Violence is never the answer. However, sometimes it is.

Violence is also inevitable, which is what we can learn from The Harder They Fall, Netflix’s historically fictitious western that aims to turn several Black urban legends into larger-than-life film icons. The opening text assures us that while the story is fiction, these characters were real people. One such person is Nat Love (Jonathan Majors), a cavalier cowboy with a ten thousand bounty on his head. But Love is on a mission, to hunt down the men responsible for slaughtering his family. At the top of his kill list is one Rufus Buck (Idris Elba). While his name suggests he’s somebody’s drunk uncle, Rufus Buck is not to be [REDACTED] with! He’s a mean crime lord, whose gang of outlaws come together to terrorize the predominantly Black community of Redwood. But Nat Love has his own gang, and the two parties are on a collision course that Nat has been waiting for since childhood. But does Rufus Buck even remember the trauma he’s inflicted on our hero?
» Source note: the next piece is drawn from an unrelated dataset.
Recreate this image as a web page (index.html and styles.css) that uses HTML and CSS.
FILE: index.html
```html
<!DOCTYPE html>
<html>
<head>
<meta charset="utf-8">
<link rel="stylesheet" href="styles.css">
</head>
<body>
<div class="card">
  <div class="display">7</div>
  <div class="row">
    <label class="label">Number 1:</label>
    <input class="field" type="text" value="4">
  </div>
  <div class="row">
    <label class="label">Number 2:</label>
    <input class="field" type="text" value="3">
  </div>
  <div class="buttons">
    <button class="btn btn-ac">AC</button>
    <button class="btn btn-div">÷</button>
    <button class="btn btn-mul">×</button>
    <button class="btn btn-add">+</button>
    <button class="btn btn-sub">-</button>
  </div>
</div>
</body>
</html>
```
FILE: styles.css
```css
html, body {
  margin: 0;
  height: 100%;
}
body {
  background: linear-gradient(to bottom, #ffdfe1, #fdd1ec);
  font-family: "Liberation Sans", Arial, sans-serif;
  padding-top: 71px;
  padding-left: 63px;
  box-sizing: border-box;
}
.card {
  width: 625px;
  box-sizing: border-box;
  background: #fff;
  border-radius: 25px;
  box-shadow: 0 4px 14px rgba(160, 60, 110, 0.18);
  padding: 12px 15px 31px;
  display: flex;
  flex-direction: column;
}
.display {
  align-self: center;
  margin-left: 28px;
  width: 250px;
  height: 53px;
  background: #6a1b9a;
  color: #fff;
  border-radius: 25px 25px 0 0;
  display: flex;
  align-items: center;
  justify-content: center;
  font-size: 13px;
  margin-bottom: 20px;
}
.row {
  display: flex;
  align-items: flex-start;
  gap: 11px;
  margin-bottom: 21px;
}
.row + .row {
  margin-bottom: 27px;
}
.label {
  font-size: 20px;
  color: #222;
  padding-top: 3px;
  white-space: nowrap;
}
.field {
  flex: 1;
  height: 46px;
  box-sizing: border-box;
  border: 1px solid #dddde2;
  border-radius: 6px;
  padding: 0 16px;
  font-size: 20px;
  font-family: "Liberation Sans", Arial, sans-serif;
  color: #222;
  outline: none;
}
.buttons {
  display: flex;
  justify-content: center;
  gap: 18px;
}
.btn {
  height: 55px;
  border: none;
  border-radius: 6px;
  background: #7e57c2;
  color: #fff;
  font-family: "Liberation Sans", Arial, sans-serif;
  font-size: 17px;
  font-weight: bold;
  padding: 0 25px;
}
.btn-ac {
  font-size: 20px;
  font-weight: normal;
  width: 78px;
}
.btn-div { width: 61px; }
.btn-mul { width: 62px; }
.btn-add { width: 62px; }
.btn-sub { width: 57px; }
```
Love walks around with a scar on his forehead, in the shape of a cross. It was branded on his face by Buck when Love was just a boy. The film tries to establish a clear bond between religion and vengeance. This juxtaposition is a common theme in Westerns and even the filmography of Martin Scorsese. The idea is that violent, corrupt people are also very religious and innately desire forgiveness for their sins. One of the men Love seeks revenge on is seen visiting a church, despite our knowledge of his involvement in a violent crime. He, however, is met by an adult Nat Love, whose Harry Potter-esque scar almost paints him as a divine hero, despite many violent misdeeds of his own. But can violence be considered divine if it occurs in the context of revenge and “justice”?

In captivity for a litany of crimes, Buck is broken out of imprisonment and emerges from his chamber like the Big Bad in a comic book film. To his rescue are his partners in crime – Cherokee Bill (LaKeith Stanfield) and Trudy Smith (a show-stealing Regina King). Once released, Buck aims to reclaim his ownership of Redwood from its new mayor, who has a personal history with Buck.

Buck’s gang, while having their own idiosyncrasies (Cherokee Bill has a little bit of arithmomania), do not really have a code. Even their vague religious ties are all for show. Once it’s revealed why Buck decided to brand Nat with a cross, it’s questionable whether religion was a factor in the decision at all. The gang makes half-hearted attempts at honoring respectable outlaw customs, before turning the tables on their adversaries. Whether it’s bringing a gun to a fistfight, or blind-siding, someone, in a duel, these men are cowards masquerading as the embodiment of toughness.

The only one embodying a semblance of honor is Trudy, who utilizes her violence for three purposes: 1) confirming she’s a woman who belongs here 2) protecting her friends and family 3) retaliation against white supremacy. She tells a chilling tale about her youth, in which she took her thirst for violence too far, and as a reward, she was ostracized from her family. I wonder if she would be ostracized if she was a man, doing manly things that men are expected to do.

The film’s real-world themes are balanced with stylized action. Director Jeymes Samuel imbues the film with a sense of hyper-realism. Characters are shot and fly into the air. Several slow-motion scenes display a symphony of violence that would make John Woo blush. The cinematography is mostly fantastic. There’s still a sense, in some scenes, that you’re watching a TV show rather than a movie, which is a common Netflix problem where some shots are flat and over-exposed. This isn’t an issue during the nighttime scenes, and the film’s photography overall gets better as the movie goes along.

The cast is rounded out by a team of heavy hitters, including Delroy Lindo, Damon Wayans Jr., a surprisingly against type turn by Deon Cole, and a wonderfully understated performance by Danielle Deadwyler. RJ Cyler almost seems like he’s in a different movie as the wise-cracking Jim Beckworth; the performance teeters into that Will Smith in Wild Wild West realm of “I’m a 21st-century guy pretending to be in the 19th century.” Much has been written about Zazie Beetz, a light‐skinned actor, playing the famously dark-skinned Stagecoach Mary. Mary is Nat Love’s flame, but the two do not have the best chemistry, and really just reminded me how much I love seeing Beatz with Donald Glover (Atlanta) or Majors with Jurnee Smollett (Lovecraft Country).

But love isn’t what’s driving Nat’s journey in the first place. Rather, it’s a sense of vengeance. But this devotion to revenge is turned on its head when Nat’s story slowly becomes emblematic of one of the most famous Bible passages, but to say which would be giving away too much. It perfectly sets up the question of why this theme, the balance between violence and religious practice, is such a recurring theme in the genre. That is why forgiveness is necessary, as it’s the only salvation for those who have blood on their hands. But at a certain point, the blood must be too much. Redwood is host to an array of characters who can’t be saved – they’re a community of lost souls.